Prove the sum of any $n$ consecutive numbers is divisible by $n$ (when $n$ is odd).

Question

Let $n \in \mathbb N$ be odd. Prove that the sum of any $n$ consecutive numbers is divisible by $n$.

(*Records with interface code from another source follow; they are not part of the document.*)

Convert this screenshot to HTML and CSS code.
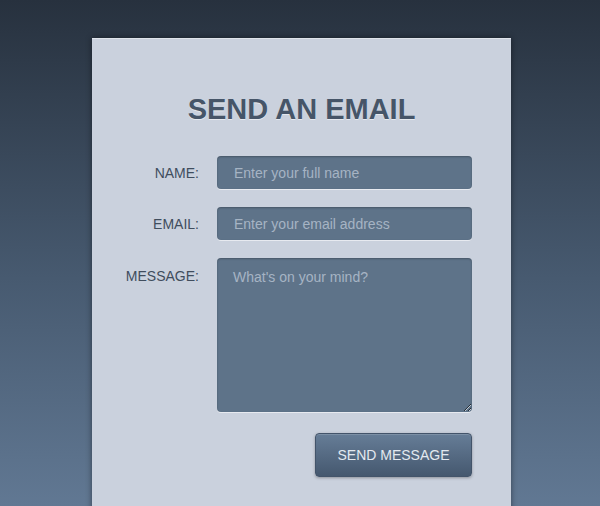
FILE: index.html
```html
<!DOCTYPE html>
<html lang="en">
<head>
    <meta charset="UTF-8">
    <meta name="viewport" content="width=device-width, initial-scale=1.0">
    <title>Send an Email</title>
    <link rel="stylesheet" href="styles.css">
</head>
<body>
    <div class="contact-card">
        <h1 class="contact-title">SEND AN EMAIL</h1>
        <form class="contact-form" onsubmit="return false;">
            <label class="form-label" for="name">NAME:</label>
            <input class="form-field" type="text" id="name" placeholder="Enter your full name">

            <label class="form-label" for="email">EMAIL:</label>
            <input class="form-field" type="email" id="email" placeholder="Enter your email address">

            <label class="form-label form-label-top" for="message">MESSAGE:</label>
            <textarea class="form-field form-message" id="message" placeholder="What's on your mind?"></textarea>

            <div class="form-actions">
                <button class="send-button" type="submit">SEND MESSAGE</button>
            </div>
        </form>
    </div>
</body>
</html>
```

FILE: styles.css
```css
html {
    height: 100%;
}

body {
    margin: 0;
    min-height: 100%;
    font-family: "Liberation Sans", Arial, sans-serif;
    background: linear-gradient(to bottom, #27313e 0%, #475a70 55%, #617893 100%);
    overflow: hidden;
}

.contact-card {
    width: 380px;
    min-height: 480px;
    margin: 38px 0 0 92px;
    padding: 0 39px 0 0;
    background-color: #cad1dd;
    border-top: 1px solid #dfe4eb;
    box-shadow: 0 0 6px rgba(0, 0, 0, 0.45);
}

.contact-title {
    margin: 0;
    padding: 55px 0 0 39px;
    text-align: center;
    font-size: 29px;
    line-height: 30px;
    font-weight: bold;
    color: #465568;
    text-shadow: 0 1px 0 rgba(255, 255, 255, 0.5);
}

.contact-form {
    display: grid;
    grid-template-columns: 107px 255px;
    column-gap: 18px;
    row-gap: 18px;
    margin-top: 32px;
}

.form-label {
    align-self: center;
    text-align: right;
    font-size: 14px;
    color: #404d5d;
}

.form-label-top {
    align-self: start;
    padding-top: 10px;
}

.form-field {
    box-sizing: border-box;
    width: 255px;
    height: 33px;
    padding: 0 17px;
    border: none;
    border-radius: 4px;
    background-color: #5e7389;
    color: #e4e9ef;
    font-family: "Liberation Sans", Arial, sans-serif;
    font-size: 14px;
    box-shadow: inset 0 1px 2px rgba(0, 0, 0, 0.25), 0 1px 0 rgba(255, 255, 255, 0.55);
    outline: none;
}

.form-field::placeholder {
    color: #a6b4c4;
}

.form-message {
    height: 154px;
    padding: 11px 16px;
    resize: vertical;
    display: block;
}

.form-actions {
    grid-column: 2;
    display: flex;
    justify-content: flex-end;
    margin-top: 3px;
}

.send-button {
    width: 157px;
    height: 44px;
    border: 1px solid #43546a;
    border-radius: 4px;
    background: linear-gradient(to bottom, #667d97, #45586f);
    color: #e3e9f0;
    font-family: "Liberation Sans", Arial, sans-serif;
    font-size: 14px;
    box-shadow: 0 1px 3px rgba(0, 0, 0, 0.3), inset 0 1px 0 rgba(255, 255, 255, 0.15);
    cursor: pointer;
}
```
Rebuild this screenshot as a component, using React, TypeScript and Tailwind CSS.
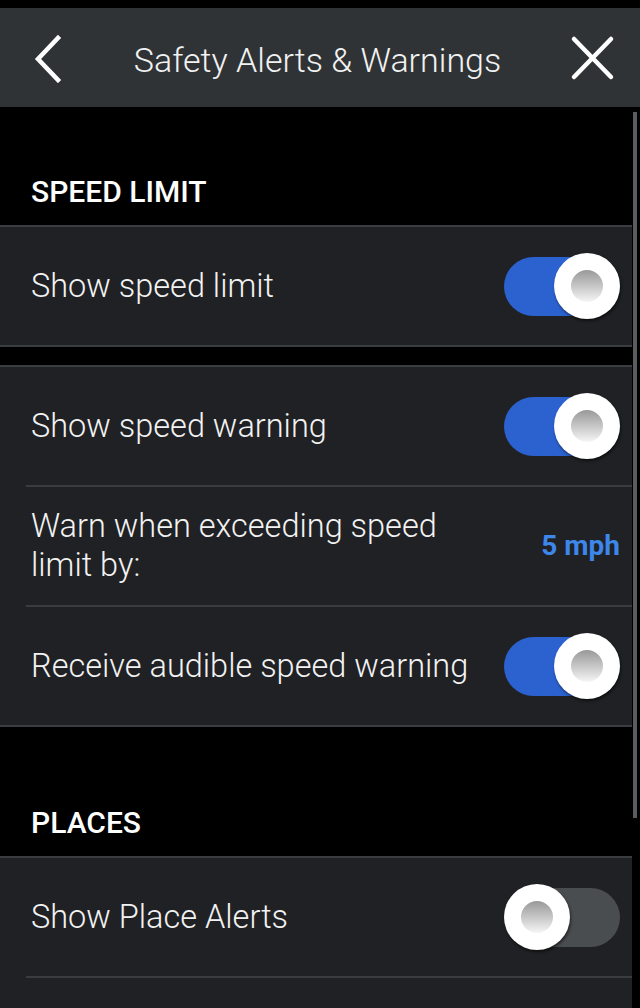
import React from "react";

function Toggle({ on }: { on: boolean }) {
  return (
    <div className="relative w-[116px] h-[59px] shrink-0">
      <div
        className={
          "absolute inset-0 rounded-full " + (on ? "bg-[#2b62d0]" : "bg-[#4a4d50]")
        }
      />
      <div
        className={
          "absolute top-1/2 -translate-y-1/2 w-[66px] h-[66px] rounded-full bg-white shadow-[1px_2px_3px_rgba(0,0,0,0.55)] flex items-center justify-center " +
          (on ? "right-0" : "left-0")
        }
      >
        <div className="w-[32px] h-[32px] rounded-full bg-gradient-to-b from-[#999999] to-[#f6f6f6]" />
      </div>
    </div>
  );
}

function Row({
  label,
  children,
  first,
}: {
  label: React.ReactNode;
  children?: React.ReactNode;
  first?: boolean;
}) {
  return (
    <div className={first ? "border-t-2 border-[#3a3c3f]" : "pl-[26px]"}>
      <div
        className={
          "h-[118px] flex items-center justify-between pr-[12px] " +
          (first ? "pl-[26px]" : "border-t-2 border-[#3a3c3f] h-[120px]")
        }
      >
        <div className="pl-[5px] text-[32.5px] font-light leading-[39px] text-[#f2f2f2]">
          {label}
        </div>
        {children}
      </div>
    </div>
  );
}

function Section({ children }: { children: React.ReactNode }) {
  return (
    <div className="bg-[#202124] border-b-2 border-[#3a3c3f]">{children}</div>
  );
}

function Heading({ text, height }: { text: string; height: string }) {
  return (
    <div className={height + " flex items-end pb-[18px] pl-[31px]"}>
      <span className="text-[30px] font-medium text-white leading-none">
        {text}
      </span>
    </div>
  );
}

export default function App() {
  return (
    <div
      className="w-[640px] h-[1008px] bg-black overflow-hidden pt-[8px] relative"
      style={{ fontFamily: "Roboto, 'Open Sans', sans-serif" }}
    >
      <header className="h-[99px] bg-[#303336] flex items-center justify-between px-[30px]">
        <svg width="34" height="50" viewBox="0 0 34 50" className="ml-[2px]">
          <path
            d="M26 5 L6 26 L26 47"
            stroke="white"
            strokeWidth="4.5"
            fill="none"
            strokeLinecap="square"
          />
        </svg>
        <h1 className="mt-[5px] text-[34px] font-light text-[#f2f2f2]">
          Safety Alerts &amp; Warnings
        </h1>
        <svg width="46" height="46" viewBox="0 0 46 46" className="mr-[-5px]">
          <path
            d="M5 4 L42 42 M42 4 L5 42"
            stroke="white"
            strokeWidth="4.5"
            fill="none"
            strokeLinecap="round"
          />
        </svg>
      </header>

      <div className="pr-[8px]">
        <Heading text="SPEED LIMIT" height="h-[118px]" />
        <Section>
          <Row label="Show speed limit" first>
            <Toggle on />
          </Row>
        </Section>
        <div className="h-[18px]" />
        <Section>
          <Row label="Show speed warning" first>
            <Toggle on />
          </Row>
          <Row
            label={
              <span className="block">
                Warn when exceeding speed
                <br />
                limit by:
              </span>
            }
          >
            <span className="text-[28px] font-bold text-[#3d86ea]">5 mph</span>
          </Row>
          <Row label="Receive audible speed warning">
            <Toggle on />
          </Row>
        </Section>
        <Heading text="PLACES" height="h-[129px]" />
        <div className="bg-[#202124] h-[200px]">
          <Row label="Show Place Alerts" first>
            <Toggle on={false} />
          </Row>
          <div className="pl-[26px]">
            <div className="border-t-2 border-[#3a3c3f]" />
          </div>
        </div>
      </div>

      <div className="absolute left-[633px] top-[112px] w-[4px] h-[706px] bg-[#5a5c5f]" />
    </div>
  );
}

I started out with $s = x + (x + 1) + (x + 2) + … + (x + n) = kx + n.$ What I am interested in is if that's a right way to sum $x + (x + 1) + (x + 2) + … + (x + n)$ meaning does it equal $kx + n?$

Answer 1

$(x+1)+(x+2)+\cdots+(x+n)=nx+(1+2+\cdots+n)$

$=nx+\frac{n(n+1)}{2}=n\left(x+\frac{n+1}{2}\right)$. Since $n$ is odd, $x+\frac{n+1}{2}$ is an integer.

Answer 2

Note that you sum up $n+1$ numbers.

Let $n=2m-1$. $$\sum_{i=1}^{2m-1}(x+i-1)=(2m-1)(x-1)+\frac{(2m-1)(2m)}{2}=(2m-1)(x-1+m).$$

Answer 3

$\bmod n\!:\:\:\: 0+1+2+\cdots+(n-1)$

$\equiv 0+(1+(n-1))+(2+(n-2))+\cdots+(\frac{n-1}{2}+\frac{n+1}{2})$

$\equiv 0+(1-1)+(2-2)+\cdots+(\frac{n-1}{2}-\frac{n-1}{2})\equiv 0$

Since $n$ is odd, we have residues with their negatives in pairs.